What are famous examples of IAS?
European rabbits in Australia: Originally introduced in 1859 for hunting, just 24 rabbits rapidly multiplied due to absent natural predators. By the 1880s, they had spread across millions of hectares, causing widespread overgrazing, soil erosion, and native species decline. Rabbits remain a major ecological and economic threat today.
Amazon water hyacinths: First introduced to North America in 1884 as ornamental plants, water hyacinths spread rapidly due to fast reproduction rates, doubling their mass in two weeks under optimal conditions. By the mid-20th century, they became a global invasive species, choking waterways, reducing water quality, and disrupting fisheries in regions like Africa's Lake Victoria and Southeast Asia.
European shore crab in North America: Believed to have arrived in the early 1800s via ballast water from European ships, the shore crab established along the Atlantic coast by the 1900s. Its spread accelerated in the late 20th century along the Pacific coast, decimating shellfish beds, causing multi-million-dollar fisheries losses, and disrupting marine ecosystems by preying on native shellfish and competing with local species.
Why are impacts of IAS hard to quantify & modelise?
Despite significant impacts, IAS remain challenging to model:
- Context-dependent impacts: Effects of IAS vary greatly depending on region, species interactions, and local environmental conditions.
- Lag effects complicating baselines: Some invasions take decades to manifest ecological consequences, making baseline measurements difficult.
- Limited global datasets: Unlike GHG emissions or land use change, consistent, comparable global data on IAS introductions and spread is lacking.

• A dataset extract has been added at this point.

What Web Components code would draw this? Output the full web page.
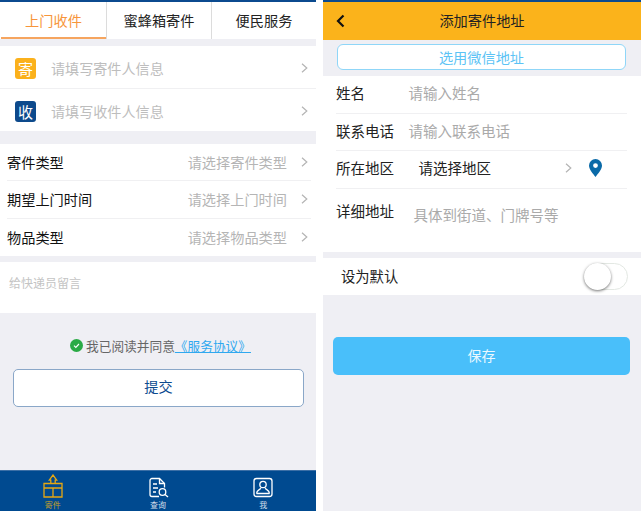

- Complex feedback loops: Direct and indirect ecosystem changes create difficult-to-predict future threats.
Critical gaps persist: quantifying links between economic activities and IAS introduction drivers, and connecting introduction drivers to biodiversity impacts. Consequently, ecological impacts aren't integrated into Life Cycle Impact Assessment (LCA) frameworks. LCAs evaluating trade-related impacts underestimate the full environmental consequences of commodity transportation, potentially yielding incomplete risk assessments.
Emerging Research: Promising research is emerging to address these gaps. The work by J. Borgelt et al, published in 2024, developed country-to-country Characterization Factors (CFs) assessing biodiversity impacts linked to unintentional alien species spread through global goods transportation. The team designed globally applicable CFs quantifying damage from introduced alien species to terrestrial ecosystems based on origin-destination trade routes. CFs utilize the Potentially Disappeared Fraction (PDF) of terrestrial species as the primary metric, quantifying ecosystem damage per kilogram of transported goods in the importing country.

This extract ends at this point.